Алекс пошла в указанном направлении. Ее ботинки были совершенно не приспособлены к здешним сюрпризам. Теперь они тонули в опилках. Уэлч открыл дверь, отошел в сторону и пропустил женщину.
Комната была совсем маленькая и незамысловатая. Деревянные стены, выкрашенные белой краской, серый линолеум на полу, навесной потолок, перехваченный алюминиевыми полосками, которые удерживали его на месте. Сквозь стеклянную панель в потолке пробивался яркий свет. В центре комнаты стоял металлический письменный стол с фанерной столешницей, на котором в беспорядке лежали бумаги. Рядом – стул из черной пластмассы и у задней стены еще один стол с компьютером и телефоном. На висевших слева самодельных полках красовалась пестрая коллекция призов, фотографий и книг. Здесь же громоздилось с полдюжины несгораемых ящиков. Перед письменным столом стояли еще два неказистых стула. В общем, обстановка роскошью не поражала.
– Садитесь. – Уэлч жестом показал на два стула для посетителей, расстегнул куртку, не снимая ее, обошел стол, поправил черный пластмассовый стул и сделал паузу, явно желая, чтобы Алекс села первой.
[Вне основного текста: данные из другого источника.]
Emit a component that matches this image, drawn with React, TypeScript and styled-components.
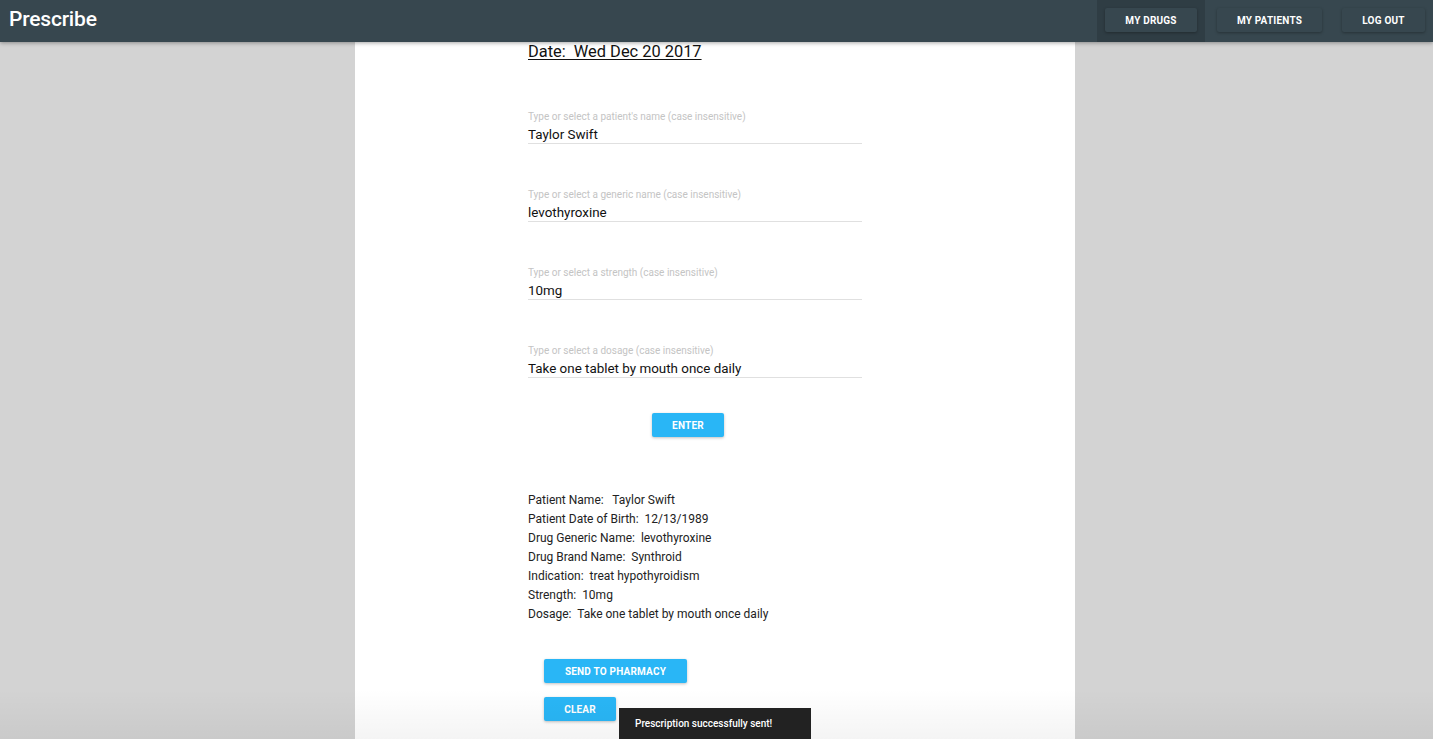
import * as React from 'react';
import styled, { createGlobalStyle } from 'styled-components';

const GlobalStyle = createGlobalStyle`
	html, body {
		margin: 0;
		padding: 0;
		height: 100%;
		background: #d3d3d3;
		font-family: Roboto, "Liberation Sans", sans-serif;
		overflow: hidden;
	}
`;

const Page = styled.div`
	height: 739px;
	display: flex;
	flex-direction: column;
	position: relative;
	overflow: hidden;
`;

const AppBar = styled.header`
	height: 42px;
	flex: none;
	background: #37474f;
	display: flex;
	align-items: stretch;
	justify-content: space-between;
	box-shadow: 0 1px 4px rgba(0, 0, 0, 0.35);
	position: relative;
	z-index: 2;
`;

const Title = styled.h1`
	margin: 0;
	padding: 0 0 0 9px;
	color: #fff;
	font-size: 21px;
	font-weight: 500;
	line-height: 38px;
	letter-spacing: -0.2px;
`;

const Nav = styled.nav`
	display: flex;
	align-items: flex-start;
`;

const NavSlot = styled.div<{ $active?: boolean; $pl: number }>`
	display: flex;
	height: 42px;
	padding: 8px 8px 0 ${p => p.$pl}px;
	box-sizing: border-box;
	background: ${p => (p.$active ? '#2f3d44' : 'transparent')};
`;

const NavButton = styled.button<{ $w: number }>`
	width: ${p => p.$w}px;
	height: 24px;
	border: 0;
	border-radius: 2px;
	background: #37474f;
	color: #fff;
	font-family: inherit;
	font-size: 10px;
	font-weight: 700;
	letter-spacing: 0.2px;
	box-shadow: 0 1px 3px rgba(0, 0, 0, 0.3);
	padding: 0;
`;

const Body = styled.main`
	flex: 1;
	display: flex;
	justify-content: center;
	margin-left: -3px;
`;

const Card = styled.section`
	width: 720px;
	background: #fff;
	display: flex;
	justify-content: center;
`;

const Column = styled.div`
	width: 334px;
	margin-left: -40px;
	display: flex;
	flex-direction: column;
`;

const DateLine = styled.div`
	font-size: 16.4px;
	color: #111;
	text-decoration: underline;
	text-underline-offset: 2px;
	white-space: pre;
	line-height: 20px;
`;

const Field = styled.div`
	margin-top: 49px;
	display: flex;
	flex-direction: column;
	border-bottom: 1px solid #e0e0e0;
	& + & {
		margin-top: 45px;
	}
`;

const FieldLabel = styled.label`
	font-size: 10px;
	color: #c4c4c4;
	line-height: 12px;
`;

const FieldValue = styled.div`
	font-size: 13.4px;
	color: #111;
	line-height: 18px;
	margin-top: 3px;
	margin-bottom: -1px;
`;

const ActionRow = styled.div`
	display: flex;
	justify-content: center;
	margin-top: 35px;
	margin-left: -14px;
`;

const Primary = styled.button<{ $w: number }>`
	width: ${p => p.$w}px;
	height: 24px;
	border: 0;
	border-radius: 2px;
	background: #29b6f6;
	color: #fff;
	font-family: inherit;
	font-size: 10px;
	font-weight: 700;
	letter-spacing: 0.2px;
	box-shadow: 0 1px 3px rgba(0, 0, 0, 0.25);
	padding: 0;
`;

const Summary = styled.div`
	margin-top: 54px;
	display: flex;
	flex-direction: column;
`;

const SummaryLine = styled.div`
	font-size: 12px;
	line-height: 19px;
	color: #222;
	white-space: pre;
`;

const Buttons = styled.div`
	margin-top: 35px;
	padding-left: 16px;
	display: flex;
	flex-direction: column;
	align-items: flex-start;
	gap: 14px;
`;

const Fade = styled.div`
	position: absolute;
	left: 0;
	right: 0;
	bottom: 0;
	height: 50px;
	background: linear-gradient(rgba(0, 0, 0, 0), rgba(0, 0, 0, 0.045));
	pointer-events: none;
`;

const Snackbar = styled.div`
	position: absolute;
	left: 619px;
	top: 708px;
	width: 192px;
	height: 40px;
	background: #222;
	color: #fff;
	font-size: 10px;
	font-weight: 500;
	padding: 10px 0 0 16px;
	box-sizing: border-box;
	z-index: 3;
`;

const fields = [
	{ label: "Type or select a patient's name (case insensitive)", value: 'Taylor Swift' },
	{ label: 'Type or select a generic name (case insensitive)', value: 'levothyroxine' },
	{ label: 'Type or select a strength (case insensitive)', value: '10mg' },
	{ label: 'Type or select a dosage (case insensitive)', value: 'Take one tablet by mouth once daily' },
];

const summary = [
	'Patient Name:   Taylor Swift',
	'Patient Date of Birth:  12/13/1989',
	'Drug Generic Name:  levothyroxine',
	'Drug Brand Name:  Synthroid',
	'Indication:  treat hypothyroidism',
	'Strength:  10mg',
	'Dosage:  Take one tablet by mouth once daily',
];

const App = () => (
	<Page>
		<GlobalStyle />
		<AppBar>
			<Title>Prescribe</Title>
			<Nav>
				<NavSlot $active $pl={8}><NavButton $w={92}>MY DRUGS</NavButton></NavSlot>
				<NavSlot $pl={12}><NavButton $w={105}>MY PATIENTS</NavButton></NavSlot>
				<NavSlot $pl={12}><NavButton $w={83}>LOG OUT</NavButton></NavSlot>
			</Nav>
		</AppBar>
		<Body>
			<Card>
				<Column>
					<DateLine>{'Date:  Wed Dec 20 2017'}</DateLine>
					{fields.map(f => (
						<Field key={f.label}>
							<FieldLabel>{f.label}</FieldLabel>
							<FieldValue>{f.value}</FieldValue>
						</Field>
					))}
					<ActionRow>
						<Primary $w={72}>ENTER</Primary>
					</ActionRow>
					<Summary>
						{summary.map(s => <SummaryLine key={s}>{s}</SummaryLine>)}
					</Summary>
					<Buttons>
						<Primary $w={143}>SEND TO PHARMACY</Primary>
						<Primary $w={72}>CLEAR</Primary>
					</Buttons>
				</Column>
			</Card>
		</Body>
		<Fade />
		<Snackbar>Prescription successfully sent!</Snackbar>
	</Page>
);

export default App;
Южане славятся своей учтивостью, но Алекс не ожидала такого пунктуального соблюдения правил этикета. Она села; Уэлч придвинул стул к столу, сел, положил руки на столешницу и спокойно посмотрел на Алекс.
– Выкладывайте, – велел он.
Раздосадованная собственным смущением, Алекс решила выиграть время. Она закинула ногу на ногу, положила руки на колено и только потом встретила его взгляд.
– Я должна сообщить вам неприятную новость.
Брови Уэлча поползли вверх.
После похорон она делала это уже сотню раз, но так и не привыкла. Прислуга четырех домов была уволена, а сами дома выставлены на продажу. Экипажам яхты и личных самолетов отца было велено искать себе места; яхта и самолеты также ждали новых владельцев. В сопровождении шеренги адвокатов она обращалась к служащим каждой больницы, каждого пансионата, каждого дома для престарелых, сообщая, что их учреждение будет продано или закрыто. Конечно, адвокаты могли бы сделать это сами, не нуждаясь в ее присутствии. Однако, поскольку Алекс была не только единственной исполнительницей воли покойного отца, но и его старшей дочерью, она чувствовала себя обязанной лично сказать то, что не смог сказать отец.
Как и сейчас.
Алекс сделала глубокий вдох:
– Мистер Уэлч, мне очень жаль, но я вынуждена отказаться от ваших услуг.